Momentum for rate increases on loss-free reinsurance accounts dissipated during the June/July 2018 property catastrophe renewals, and in some cases, pricing declined.
For example, although most loss-free Florida property accounts were flat, some saw rate declines of up to -7.5%, as competition for this business was heightened, and non-traditional players offered layers with reinstatements. Reinsurance lines beyond property catastrophe have seen varied results for the mid-year renewals and where original loss ratios have deteriorated due to sequential years of rate reductions or high loss activity, reinsurance pricing has firmed.
These are the findings from the latest 1st View renewals report from Willis Re, the reinsurance division of Willis Towers Watson.
Three trends drove the property catastrophe renewals:
- Excess capital leading to a surplus of capacity both from traditional and insurance-linked securities (ILS) markets.
- Stabilisation of 2017 natural catastrophe loss estimates, which typically remain below initial projections, and often retained net by larger insurers.
- Benign loss activity so far during 2018.
Together these three factors are driving the emergence of a ‘new normal’ in property cat reinsurance pricing, and carriers have begun to react. Some have cut costs while others are actively reviewing the profitability of every piece of business on their books; and responded accordingly.

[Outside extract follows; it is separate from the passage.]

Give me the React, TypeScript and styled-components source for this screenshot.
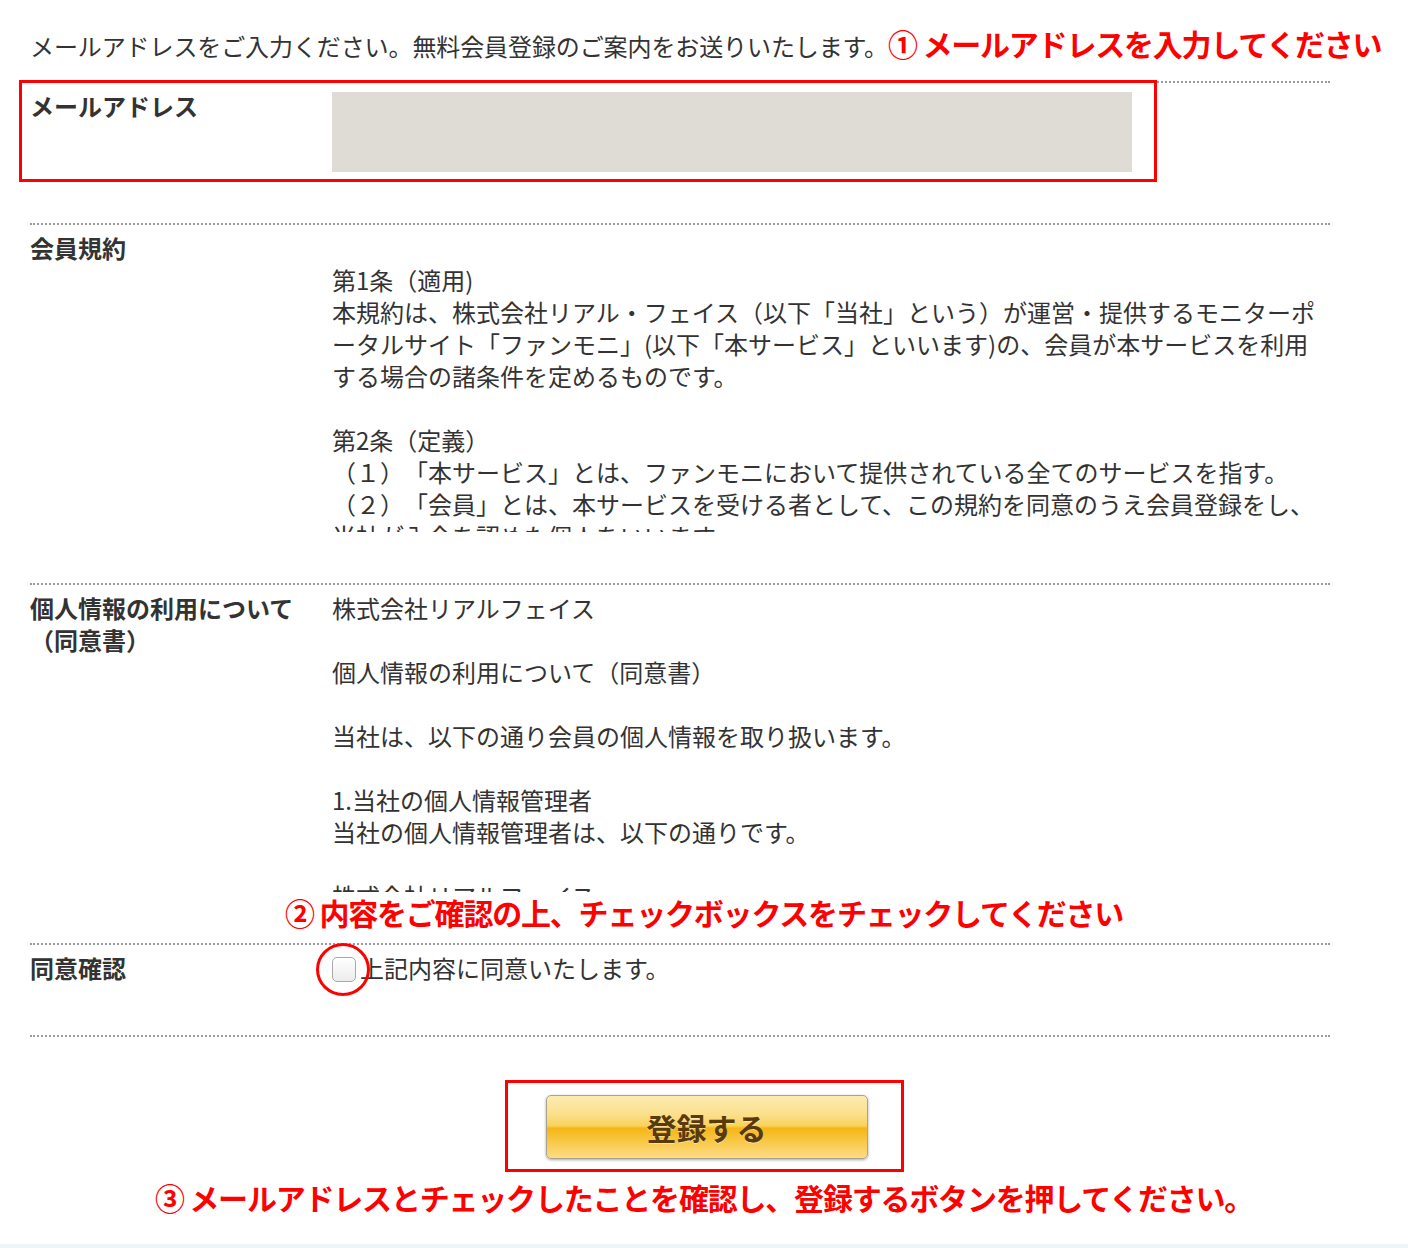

This approach will ultimately prove beneficial, as it promotes the discipline that ensures buyers receive long-term, stable support from financially secure counterparties, but it may yet result in challenges for some businesses. For example, with reinsurers’ emphasis shifting from top-line growth to pure underwriting profitability and control, some carriers may reconsider their MGA strategy, endangering some cover-holder relationships. The new pricing normal is likely also to impact M&A, as acquirers exercise greater caution and sellers adjust their pricing expectations.
James Kent, Global CEO of Willis Re, said: “Traditional risk carriers face an intense imperative to respond to the new normal with an adjusted business model. Proactive carriers are applying far greater rigor to ensure the profitability of every line of business they accept. The diversity and top-line contribution of marginal lines no longer makes them acceptable if they cannot earn an adequate return.”